_Aim of the exercise:_ Where a line of the material contains the string "with", copy that line.

BEGIN

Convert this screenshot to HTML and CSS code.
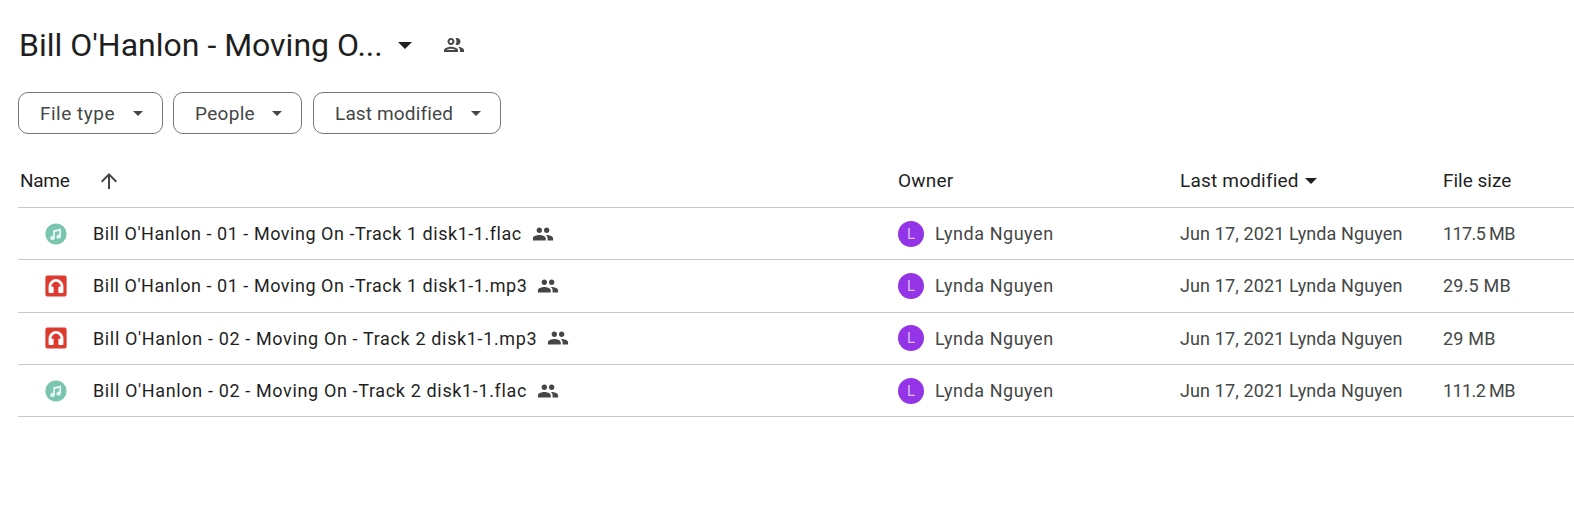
FILE: index.html
```html
<!DOCTYPE html>
<html lang="en">
<head>
<meta charset="utf-8">
<title>Bill O'Hanlon - Moving On</title>
<link rel="stylesheet" href="styles.css">
</head>
<body>
<svg class="defs" width="0" height="0" aria-hidden="true">
  <symbol id="people" viewBox="0 0 24 24"><path d="M16 11c1.66 0 2.99-1.34 2.99-3S17.66 5 16 5c-1.66 0-3 1.34-3 3s1.34 3 3 3zm-8 0c1.66 0 2.99-1.34 2.99-3S9.66 5 8 5C6.34 5 5 6.34 5 8s1.34 3 3 3zm0 2c-2.33 0-7 1.17-7 3.5V19h14v-2.5c0-2.33-4.67-3.5-7-3.5zm8 0c-.29 0-.62.02-.97.05 1.16.84 1.97 1.97 1.97 3.45V19h6v-2.5c0-2.33-4.67-3.5-7-3.5z"/></symbol>
  <symbol id="audio" viewBox="0 0 22 22"><circle cx="11" cy="11" r="10.6" fill="#79c5b0"/><path fill="#e8f5f1" d="M8.2 7.2 16 5.4v8.2a2.3 2.1 0 1 1-1.7-2V8L9.9 9v6a2.3 2.1 0 1 1-1.7-2z"/></symbol>
  <symbol id="mp3" viewBox="0 0 22 22"><rect x=".4" y=".4" width="21.2" height="21.2" rx="2" fill="#df3a30"/><path fill="#fff" d="M11 4a7.4 7.4 0 0 0-7.4 7.4V17c0 .6.4 1 1 1h3c.6 0 1-.4 1-1v-4.2c0-.6-.4-1-1-1H6.4v-.4a4.6 4.6 0 0 1 9.2 0v.4h-1.2c-.6 0-1 .4-1 1V17c0 .6.4 1 1 1h3c.6 0 1-.4 1-1v-5.6A7.4 7.4 0 0 0 11 4z"/></symbol>
</svg>
<main class="page">
  <header class="title-row">
    <h1 class="title">Bill O'Hanlon - Moving O...</h1>
    <span class="title-caret"></span>
    <svg class="title-people" viewBox="0 0 24 24"><path d="M9 13.75c-2.34 0-7 1.17-7 3.5V19h14v-1.75c0-2.33-4.66-3.5-7-3.5zM4.34 17c.84-.58 2.87-1.25 4.66-1.25s3.82.67 4.66 1.25H4.34zM9 12c1.93 0 3.5-1.57 3.5-3.5S10.93 5 9 5 5.5 6.57 5.5 8.5 7.07 12 9 12zm0-5c.83 0 1.5.67 1.5 1.5S9.83 10 9 10s-1.5-.67-1.5-1.5S8.17 7 9 7zm7.04 6.81c1.16.84 1.96 1.96 1.96 3.44V19h4v-1.75c0-2.02-3.5-3.17-5.96-3.44zM15 12c1.93 0 3.5-1.57 3.5-3.5S16.93 5 15 5c-.54 0-1.04.13-1.5.35.63.89 1 1.98 1 3.15s-.37 2.26-1 3.15c.46.22.96.35 1.5.35z"/></svg>
  </header>
  <div class="filters">
    <button class="chip chip-type">File type<span class="chip-caret"></span></button>
    <button class="chip chip-people">People<span class="chip-caret"></span></button>
    <button class="chip chip-date">Last modified<span class="chip-caret"></span></button>
  </div>
  <section class="table">
    <div class="row head">
      <div class="cell name-head">Name<svg class="sort" viewBox="0 0 24 24"><path d="M4 12l1.41 1.41L11 7.83V20h2V7.83l5.58 5.59L20 12l-8-8-8 8z"/></svg></div>
      <div class="cell">Owner</div>
      <div class="cell">Last modified<span class="head-caret"></span></div>
      <div class="cell size-head">File size</div>
    </div>
    <div class="row">
      <div class="cell name"><svg class="file-icon"><use href="#audio"/></svg><span>Bill O'Hanlon - 01 - Moving On -Track 1 disk1-1.flac</span><svg class="shared"><use href="#people"/></svg></div>
      <div class="cell owner"><span class="avatar">L</span>Lynda Nguyen</div>
      <div class="cell muted">Jun 17, 2021 Lynda Nguyen</div>
      <div class="cell size narrow">117.5 MB</div>
    </div>
    <div class="row">
      <div class="cell name"><svg class="file-icon"><use href="#mp3"/></svg><span>Bill O'Hanlon - 01 - Moving On -Track 1 disk1-1.mp3</span><svg class="shared"><use href="#people"/></svg></div>
      <div class="cell owner"><span class="avatar">L</span>Lynda Nguyen</div>
      <div class="cell muted">Jun 17, 2021 Lynda Nguyen</div>
      <div class="cell size">29.5 MB</div>
    </div>
    <div class="row">
      <div class="cell name wide"><svg class="file-icon"><use href="#mp3"/></svg><span>Bill O'Hanlon - 02 - Moving On - Track 2 disk1-1.mp3</span><svg class="shared"><use href="#people"/></svg></div>
      <div class="cell owner"><span class="avatar">L</span>Lynda Nguyen</div>
      <div class="cell muted">Jun 17, 2021 Lynda Nguyen</div>
      <div class="cell size">29 MB</div>
    </div>
    <div class="row">
      <div class="cell name wide"><svg class="file-icon"><use href="#audio"/></svg><span>Bill O'Hanlon - 02 - Moving On -Track 2 disk1-1.flac</span><svg class="shared"><use href="#people"/></svg></div>
      <div class="cell owner"><span class="avatar">L</span>Lynda Nguyen</div>
      <div class="cell muted">Jun 17, 2021 Lynda Nguyen</div>
      <div class="cell size narrow">111.2 MB</div>
    </div>
  </section>
</main>
</body>
</html>
```
FILE: styles.css
```css
* { box-sizing: border-box; }
html, body { margin: 0; background: #fff; overflow: hidden; }
body { font-family: Roboto, "Liberation Sans", sans-serif; color: #1f1f1f; }
.defs { position: absolute; }
.page { height: 515px; padding: 23px 0 0 18px; }
.title-row { display: flex; align-items: center; height: 44px; }
.title { margin: 0 0 0 1px; font-size: 32px; font-weight: 400; line-height: 44px; white-space: nowrap; }
.title-caret { width: 0; height: 0; margin-left: 15px; border: 7px solid transparent; border-bottom: 0; border-top-color: #1f1f1f; }
.title-people { width: 24px; height: 24px; margin-left: 30px; fill: #444746; }
.filters { display: flex; gap: 10px; margin-top: 25px; }
.chip { display: flex; align-items: center; justify-content: space-between; height: 42px; padding: 0 19px 0 21px; border: 1px solid #747775; border-radius: 10px; background: #fff; color: #444746; font: 400 19px Roboto, sans-serif; letter-spacing: 0.3px; }
.chip-type { width: 145px; letter-spacing: 0.5px; }
.chip-people { width: 129px; margin-right: 1px; }
.chip-date { width: 188px; letter-spacing: 0.15px; }
.chip-caret { width: 0; height: 0; border: 5px solid transparent; border-bottom: 0; border-top-color: #444746; }
.table { margin-top: 22px; font-size: 18px; letter-spacing: 0.54px; }
.row { display: grid; grid-template-columns: 880px 282px 263px 1fr; align-items: center; height: 52.3px; border-bottom: 1px solid #c7c7c7; }
.row.head { height: 52px; padding-bottom: 2px; color: #1f1f1f; font-size: 19px; letter-spacing: 0.2px; }
.cell { display: flex; align-items: center; white-space: nowrap; min-width: 0; }
.name-head { padding-left: 2px; letter-spacing: -0.3px; }
.size-head { letter-spacing: 0; }
.sort { width: 24px; height: 24px; margin-left: 28px; fill: #444746; }
.head-caret { width: 0; height: 0; margin-left: 6px; border: 6px solid transparent; border-bottom: 0; border-top-color: #1f1f1f; }
.name { padding-left: 27px; color: #1f1f1f; }
.wide { letter-spacing: 0.64px; }
.file-icon { flex: none; width: 22px; height: 22px; margin-right: 26px; }
.shared { flex: none; width: 22px; height: 22px; margin-left: 10px; fill: #444746; }
.owner { color: #444746; }
.avatar { display: flex; align-items: center; justify-content: center; width: 26px; height: 26px; margin-right: 11px; border-radius: 50%; background: #9334e6; color: #d9bdf6; font-size: 15px; letter-spacing: 0; }
.muted { color: #444746; letter-spacing: 0.12px; }
.size { color: #444746; letter-spacing: 0.2px; }
.narrow { letter-spacing: -0.6px; }
```
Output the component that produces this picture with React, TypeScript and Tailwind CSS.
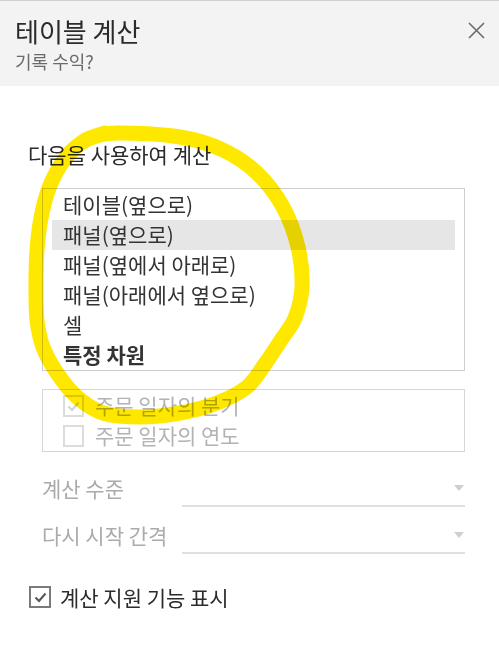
import React from "react";

const font = { fontFamily: '"Noto Sans CJK KR", "Noto Sans", sans-serif' };

// hand-drawn highlight loop, smoothed with catmull-rom
const loop: [number, number][] = [
  [68, 154], [88, 139], [118, 133], [180, 137], [223, 150], [257, 173],
  [283, 207], [298, 247], [302, 287], [295, 318], [281, 340], [265, 364],
  [247, 387], [217, 403], [180, 413], [140, 417], [103, 413], [77, 397],
  [57, 373], [43, 347], [37, 320], [36, 285], [37, 250], [41, 218],
  [49, 188], [64, 160], [84, 141], [105, 133],
];

function smooth(pts: [number, number][]) {
  let d = `M${pts[0][0]},${pts[0][1]}`;
  for (let i = 0; i < pts.length - 1; i++) {
    const p0 = pts[i - 1] || pts[i];
    const p1 = pts[i];
    const p2 = pts[i + 1];
    const p3 = pts[i + 2] || p2;
    const c1x = p1[0] + (p2[0] - p0[0]) / 6;
    const c1y = p1[1] + (p2[1] - p0[1]) / 6;
    const c2x = p2[0] - (p3[0] - p1[0]) / 6;
    const c2y = p2[1] - (p3[1] - p1[1]) / 6;
    d += ` C${c1x},${c1y} ${c2x},${c2y} ${p2[0]},${p2[1]}`;
  }
  return d;
}

const items = [
  "테이블(옆으로)",
  "패널(옆으로)",
  "패널(옆에서 아래로)",
  "패널(아래에서 옆으로)",
  "셀",
];

function Check({ className }: { className: string }) {
  return (
    <svg width="13" height="11" viewBox="0 0 13 11" className={className}>
      <path d="M1.5 5.5 L5 9 L11.5 1.5" fill="none" stroke="currentColor" strokeWidth="2" />
    </svg>
  );
}

function Select({ label }: { label: string }) {
  return (
    <div className="flex items-center h-[37px]">
      <div className="w-[140px] text-[21px] text-[#ababab]">{label}</div>
      <div className="flex-1 h-full border-b-2 border-[#e0e0e0] flex items-center justify-end pr-[1px]">
        <div className="w-0 h-0 border-l-[5px] border-r-[5px] border-t-[6px] border-l-transparent border-r-transparent border-t-[#cfcfcf]" />
      </div>
    </div>
  );
}

export default function App() {
  return (
    <div className="w-[499px] h-[649px] bg-white relative overflow-hidden text-[#333]" style={font}>
      {/* Header */}
      <header className="h-[86px] bg-[#f3f3f3] border-t border-[#cfcfcf] flex justify-between pl-[15px] pr-[14px] pt-[14px]">
        <div>
          <h1 className="text-[26px] leading-[32px] text-[#2b2b2b]">테이블 계산</h1>
          <p className="text-[18px] leading-[26px] text-[#6b6b6b] mt-[1px]">기록 수익?</p>
        </div>
        <svg width="17" height="17" viewBox="0 0 17 17" className="mt-[7px] text-[#6b6b6b]">
          <path d="M1 1 L16 16 M16 1 L1 16" stroke="currentColor" strokeWidth="1.6" />
        </svg>
      </header>

      <main className="px-[42px] pr-[34px]">
        <div className="-ml-[14px] mt-[54px] text-[21px] leading-[28px] text-[#2b2b2b]">다음을 사용하여 계산</div>

        {/* Compute using list */}
        <div className="mt-[20px] border border-[#cfcfcf] px-[9px] pt-[1px]">
          {items.map((t, i) => (
            <div
              key={t}
              className={`h-[30px] flex items-center pl-[11px] text-[21px] ${i === 1 ? "bg-[#e6e6e6]" : ""}`}
            >
              {t}
            </div>
          ))}
          <div className="h-[30px] flex items-center pl-[11px] text-[21px] font-bold">특정 차원</div>
        </div>

        {/* Dimension checkboxes (disabled) */}
        <div className="mt-[18px] border border-[#d6d6d6] pt-[1px] pl-[20px]">
          {[
            { t: "주문 일자의 분기", on: true },
            { t: "주문 일자의 연도", on: false },
          ].map((c) => (
            <div key={c.t} className="h-[30px] flex items-center gap-[11px]">
              <div className="w-[21px] h-[22px] border-2 border-[#dcdcdc] flex items-center justify-center">
                {c.on && <Check className="text-[#d2d2d2]" />}
              </div>
              <span className="text-[21px] text-[#b3b3b3]">{c.t}</span>
            </div>
          ))}
        </div>

        {/* Level / restart */}
        <div className="mt-[18px] flex flex-col gap-[10px]">
          <Select label="계산 수준" />
          <Select label="다시 시작 간격" />
        </div>

        <label className="-ml-[13px] mt-[32px] flex items-center gap-[9px]">
          <div className="w-[22px] h-[22px] border-2 border-[#7a7a7a] flex items-center justify-center">
            <Check className="text-[#555]" />
          </div>
          <span className="text-[21px] leading-[22px] text-[#2b2b2b]">계산 지원 기능 표시</span>
        </label>
      </main>

      {/* yellow marker annotation */}
      <svg className="absolute inset-0 pointer-events-none mix-blend-multiply" width="499" height="649">
        <path
          d={smooth(loop)}
          fill="none"
          stroke="#ffe800"
          strokeWidth="15"
          strokeLinecap="round"
          strokeLinejoin="round"
        />
      </svg>
    </div>
  );
}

END

_Result of this exercise:_
Output the component that produces this picture with React, TypeScript and Tailwind CSS.
// hand-drawn highlight loop, smoothed with catmull-rom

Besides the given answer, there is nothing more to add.